Gaunt women in ankle-length gomesi bent over the stagnant pool and filled plastic buckets.

“There’s not much of anything in Rorongi. No electricity. No running water,” Walter Bennett said earnestly. “No hope.”

Emaciated children, feet swollen from protein deprivation, clung to their mothers’ skirts as they walked back to the village, buckets full of heavy, black water on their heads. Walter Bennett looked directly into the camera.

“With no other source of fresh water, they come here every day. An entire village dependent on this tiny pond for life.” He began to stroll along the bank.

“Water for washing, cooking and drinking all drawn from the same source. Disease is prevalent. Malaria is a – oh for Christ’s sake!”

He bumped into another spokesman, also with his suit jacket slung over his shoulder, also with his shirtsleeves rolled up, also speaking compassionately about the plight of Rorongi village.

“Look, mate,” the other man said. “We were here first.”

“I don’t care. I’m Walter Bennett.”

“I don’t care if you’re Bill Clinton, we booked the pond.”

Three of the emaciated women came over.

“What going on?” one said. “You need be finish by three o’clock cause Intergalactic Geographic come do b-roll for ‘Feed The Earth’ Telethon.”

“Screw this,” Walter said, ripping off his radio mic. “I’m a professional.
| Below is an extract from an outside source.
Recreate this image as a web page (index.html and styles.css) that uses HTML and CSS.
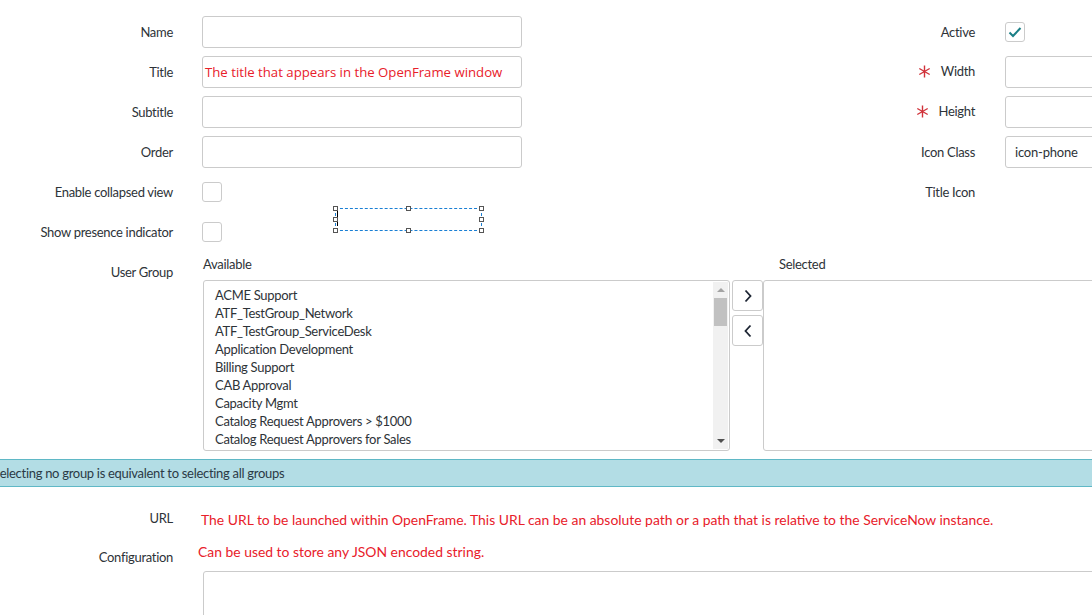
FILE: index.html
```html
<!DOCTYPE html>
<html lang="en">
<head>
	<meta charset="UTF-8">
	<title>OpenFrame Configuration</title>
	<link rel="stylesheet" href="styles.css">
</head>
<body>
	<div class="page">
		<div class="top">
			<div class="col col-left">
				<div class="row">
					<label class="lbl">Name</label>
					<div class="field"><input class="txt" type="text"></div>
				</div>
				<div class="row">
					<label class="lbl">Title</label>
					<div class="field"><div class="txt hint-in">The title that appears in the OpenFrame window</div></div>
				</div>
				<div class="row">
					<label class="lbl">Subtitle</label>
					<div class="field"><input class="txt" type="text"></div>
				</div>
				<div class="row">
					<label class="lbl">Order</label>
					<div class="field"><input class="txt" type="text"></div>
				</div>
				<div class="row">
					<label class="lbl">Enable collapsed view</label>
					<div class="field"><span class="chk"></span></div>
				</div>
				<div class="row">
					<label class="lbl">Show presence indicator</label>
					<div class="field"><span class="chk"></span></div>
				</div>
			</div>
			<div class="col col-right">
				<div class="row">
					<label class="lbl">Active</label>
					<div class="field"><span class="chk">
						<svg width="14" height="12" viewBox="0 0 14 12"><path d="M1.5 6.5 L5 10 L12.5 2" fill="none" stroke="#1b7f86" stroke-width="2"/></svg>
					</span></div>
				</div>
				<div class="row">
					<label class="lbl"><span class="req req-w"><svg width="13" height="13" viewBox="0 0 13 13"><path d="M6.5 0.5 V12.5 M1.3 3.5 L11.7 9.5 M1.3 9.5 L11.7 3.5" stroke="#d0323a" stroke-width="1.4"/></svg></span>Width</label>
					<div class="field"><input class="txt" type="text"></div>
				</div>
				<div class="row">
					<label class="lbl"><span class="req"><svg width="13" height="13" viewBox="0 0 13 13"><path d="M6.5 0.5 V12.5 M1.3 3.5 L11.7 9.5 M1.3 9.5 L11.7 3.5" stroke="#d0323a" stroke-width="1.4"/></svg></span>Height</label>
					<div class="field"><input class="txt" type="text"></div>
				</div>
				<div class="row">
					<label class="lbl">Icon Class</label>
					<div class="field"><input class="txt" type="text" value="icon-phone"></div>
				</div>
				<div class="row">
					<label class="lbl">Title Icon</label>
					<div class="field"></div>
				</div>
			</div>
		</div>

		<div class="groups">
			<label class="lbl lbl-group">User Group</label>
			<div class="bucket">
				<div class="bucket-col avail">
					<div class="bucket-head">Available</div>
					<div class="listbox">
						<ul class="items">
							<li>ACME Support</li>
							<li>ATF_TestGroup_Network</li>
							<li>ATF_TestGroup_ServiceDesk</li>
							<li>Application Development</li>
							<li>Billing Support</li>
							<li>CAB Approval</li>
							<li>Capacity Mgmt</li>
							<li>Catalog Request Approvers &gt; $1000</li>
							<li>Catalog Request Approvers for Sales</li>
						</ul>
						<div class="sbar">
							<span class="sarrow up"></span>
							<span class="sthumb"></span>
							<span class="sarrow down"></span>
						</div>
					</div>
				</div>
				<div class="bucket-btns">
					<a href="#" class="mv"><svg width="10" height="14" viewBox="0 0 10 14"><path d="M2.5 1.5 L7.5 7 L2.5 12.5" fill="none" stroke="#1d2533" stroke-width="1.8"/></svg></a>
					<a href="#" class="mv"><svg width="10" height="14" viewBox="0 0 10 14"><path d="M7.5 1.5 L2.5 7 L7.5 12.5" fill="none" stroke="#1d2533" stroke-width="1.8"/></svg></a>
				</div>
				<div class="bucket-col sel">
					<div class="bucket-head">Selected</div>
					<div class="listbox"></div>
				</div>
			</div>
		</div>

		<div class="info">Selecting no group is equivalent to selecting all groups</div>

		<div class="row row-url">
			<label class="lbl">URL</label>
			<div class="hint hint-url">The URL to be launched within OpenFrame. This URL can be an absolute path or a path that is relative to the ServiceNow instance.</div>
		</div>
		<div class="row-conf">
			<label class="lbl">Configuration</label>
			<div class="conf-field">
				<div class="hint hint-conf">Can be used to store any JSON encoded string.</div>
				<div class="area"></div>
			</div>
		</div>

		<!-- selection box left over on the canvas -->
		<div class="selbox">
			<span class="caret"></span>
			<span class="h h1"></span><span class="h h2"></span><span class="h h3"></span>
			<span class="h h4"></span><span class="h h5"></span>
			<span class="h h6"></span><span class="h h7"></span><span class="h h8"></span>
		</div>
	</div>
</body>
</html>
```

FILE: styles.css
```css
html, body{ margin: 0; padding: 0; background: #fff; overflow: hidden;}
.page{
	position: relative; width: 1092px; height: 615px; overflow: hidden;
	font-family: Lato, "Liberation Sans", sans-serif; font-size: 13px; color: #2e3338;
	letter-spacing: -0.3px;
}
.top{ display: flex; padding-top: 12px;}
.col-left{ width: 546px; flex: none;}
.col-right{ flex: none; width: 546px;}
.row{ display: flex; align-items: center; height: 40px;}
.lbl{ display: block; text-align: right; white-space: nowrap; flex: none;}
.col-left .lbl{ width: 173px; margin-right: 29px;}
.col-right .lbl{ width: 429px; margin-right: 30px;}
.field{ flex: none; display: flex; align-items: center;}
.txt{
	box-sizing: border-box; width: 320px; height: 32px; margin: 0;
	border: 1px solid #cbcbcb; border-radius: 3px; background: #fff;
	padding: 0 9px; font: inherit; color: #2e3338; outline: none; letter-spacing: -0.2px;
}
.hint-in{
	display: flex; align-items: center; padding: 0 2px; color: #e8202a;
	font-family: "Open Sans", sans-serif; font-size: 13.2px; letter-spacing: 0;
}
.chk{
	box-sizing: border-box; width: 20px; height: 20px; border: 1px solid #cbcbcb;
	border-radius: 3px; display: flex; align-items: center; justify-content: center;
}
.req{ display: inline-block; vertical-align: -2px; margin-right: 10px;}
.req-w{ margin-right: 10px;}

.groups{ display: flex; margin-top: 1px;}
.lbl-group{ width: 173px; margin-right: 30px; padding-top: 10px; line-height: 18px;}
.bucket{ display: flex;}
.bucket-head{ height: 27px; line-height: 22px;}
.sel .bucket-head{ padding-left: 16px;}
.listbox{
	box-sizing: border-box; height: 171px; border: 1px solid #cbcbcb; border-radius: 3px;
	position: relative; background: #fff;
}
.avail .listbox{ width: 527px;}
.sel .listbox{ width: 340px;}
.items{ list-style: none; margin: 0; padding: 5px 0 0 11px; line-height: 18px;}
.sbar{
	position: absolute; right: 1px; top: 1px; bottom: 1px; width: 15px; background: #f1f1f1;
}
.sthumb{ position: absolute; left: 1px; right: 1px; top: 16px; height: 28px; background: #c1c1c1;}
.sarrow{ position: absolute; left: 4px; width: 0; height: 0; border-left: 4px solid transparent; border-right: 4px solid transparent;}
.sarrow.up{ top: 6px; border-bottom: 4px solid #a3a3a3;}
.sarrow.down{ bottom: 6px; border-top: 4px solid #505050;}
.bucket-btns{ width: 31px; margin: 27px 0 0 2px; display: flex; flex-direction: column; gap: 4px;}
.mv{
	box-sizing: border-box; width: 31px; height: 31px; border: 1px solid #cbcbcb; border-radius: 3px;
	display: flex; align-items: center; justify-content: center; background: #fff;
}

.info{
	margin-top: 8px; height: 26px; line-height: 26px; background: #b3dde5;
	border-top: 1px solid #5fb8c6; border-bottom: 1px solid #5fb8c6;
	text-indent: -7px; white-space: nowrap; color: #2b3a45;
}

.row-url{ margin-top: 16px; height: 30px;}
.row-url .lbl, .row-conf .lbl{ width: 173px; margin-right: 28px;}
.hint{ color: #e8202a; font-size: 13.9px; white-space: nowrap; letter-spacing: 0;}
.hint-url{ padding-top: 3px;}
.row-conf{ display: flex; margin-top: 7px;}
.row-conf .lbl{ padding-top: 9px; margin-right: 25px;}
.conf-field{ flex: 1;}
.hint-conf{ height: 24px; line-height: 24px;}
.area{
	margin-left: 5px; margin-top: 7px; width: 1000px; height: 60px; border: 1px solid #cbcbcb; border-radius: 3px;
}

.selbox{
	position: absolute; left: 335px; top: 208px; width: 145px; height: 21px;
	border: 1px dashed #1a7fd4;
}
.caret{ position: absolute; left: 1px; top: 2px; width: 1px; height: 15px; background: #000;}
.h{
	position: absolute; width: 3px; height: 3px; border: 1px solid #555; background: #fff;
}
.h1{ left: -3px; top: -3px;}
.h2{ left: 70px; top: -3px;}
.h3{ right: -3px; top: -3px;}
.h4{ left: -3px; top: 8px;}
.h5{ right: -3px; top: 8px;}
.h6{ left: -3px; bottom: -3px;}
.h7{ left: 70px; bottom: -3px;}
.h8{ right: -3px; bottom: -3px;}
```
I don’t have time for this rubbish.”

The director hurried over.

“We’ll sort this, man. Gimme ten, okay? You wanna go to your trailer? Have lunch?”
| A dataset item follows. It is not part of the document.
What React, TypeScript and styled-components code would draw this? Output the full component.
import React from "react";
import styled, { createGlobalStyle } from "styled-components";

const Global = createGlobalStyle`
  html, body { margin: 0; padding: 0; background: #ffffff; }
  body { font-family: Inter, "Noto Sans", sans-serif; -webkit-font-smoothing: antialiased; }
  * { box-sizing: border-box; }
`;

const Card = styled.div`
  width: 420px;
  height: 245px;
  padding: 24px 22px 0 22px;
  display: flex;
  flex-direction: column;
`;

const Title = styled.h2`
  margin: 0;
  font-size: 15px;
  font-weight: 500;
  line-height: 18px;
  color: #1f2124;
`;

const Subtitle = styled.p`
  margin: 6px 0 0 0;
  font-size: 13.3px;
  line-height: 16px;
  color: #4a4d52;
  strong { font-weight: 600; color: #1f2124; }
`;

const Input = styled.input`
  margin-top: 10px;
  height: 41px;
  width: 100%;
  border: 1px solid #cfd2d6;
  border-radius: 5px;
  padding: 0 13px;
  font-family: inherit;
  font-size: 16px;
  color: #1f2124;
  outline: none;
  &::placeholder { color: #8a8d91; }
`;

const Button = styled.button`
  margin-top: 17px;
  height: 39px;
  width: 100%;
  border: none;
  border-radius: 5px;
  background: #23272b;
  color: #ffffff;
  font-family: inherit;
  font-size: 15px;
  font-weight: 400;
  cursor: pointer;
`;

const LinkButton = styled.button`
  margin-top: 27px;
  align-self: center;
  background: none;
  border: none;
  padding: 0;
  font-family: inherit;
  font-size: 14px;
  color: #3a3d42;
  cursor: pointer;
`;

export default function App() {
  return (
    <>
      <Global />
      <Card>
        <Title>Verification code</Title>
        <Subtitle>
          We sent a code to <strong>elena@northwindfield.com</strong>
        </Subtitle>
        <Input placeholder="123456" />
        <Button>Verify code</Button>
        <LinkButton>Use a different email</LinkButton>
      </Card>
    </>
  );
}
“Talk to my agent,” Walter said, storming off to his helicopter.

“Remind me never to work with these wankers again, Henry,” he said.

“Yes, sir,” said his pilot, taking off and heading South.

Below them the famine-wracked poverty zone gave way to the enormous, green suburbs of Capetown. Swimming pools, heliports, private casinos, backyard polo fields – the result of an endless stream of intergalactic poverty relief money. Most of the planet looked like this, except for the poverty reserves.

Walter videoconferenced the network president. An expensive call, but Walter was an expensive man.

“What’s the rumpus?” J.R. Moses asked. “Egos? Experience? Money? Is it a money thing?”

“I’m tired of doing this,” Walter said.

“And so you snapped. Happens to the best of us. Take a half day then go back tomorrow ready to care.”

“I don’t want to go back tomorrow,” Walter exploded. “I want to, I want to go out there and tell all those bloody aliens what’s going on. I want to bring one of them down here and show them what we’ve done with their money. I want to bust this whole thing wide open.”

He had J.R. for a moment, then:

“Jeezis, don’t scare me like that you crazy so-and-so. For a second there – “

“I’m an actor, J.R.”

“And a damn good one. Put your afternoon on our dime, whatever you want. Then go back tomorrow and work! The lifestyle to which we’ve grown accustomed depends on you.”

Walter turned to Henry.

“Set a course for the MGM Grand, Soweto.”

“Yes, sir,” said Henry. And they flew on into the glittering African sky.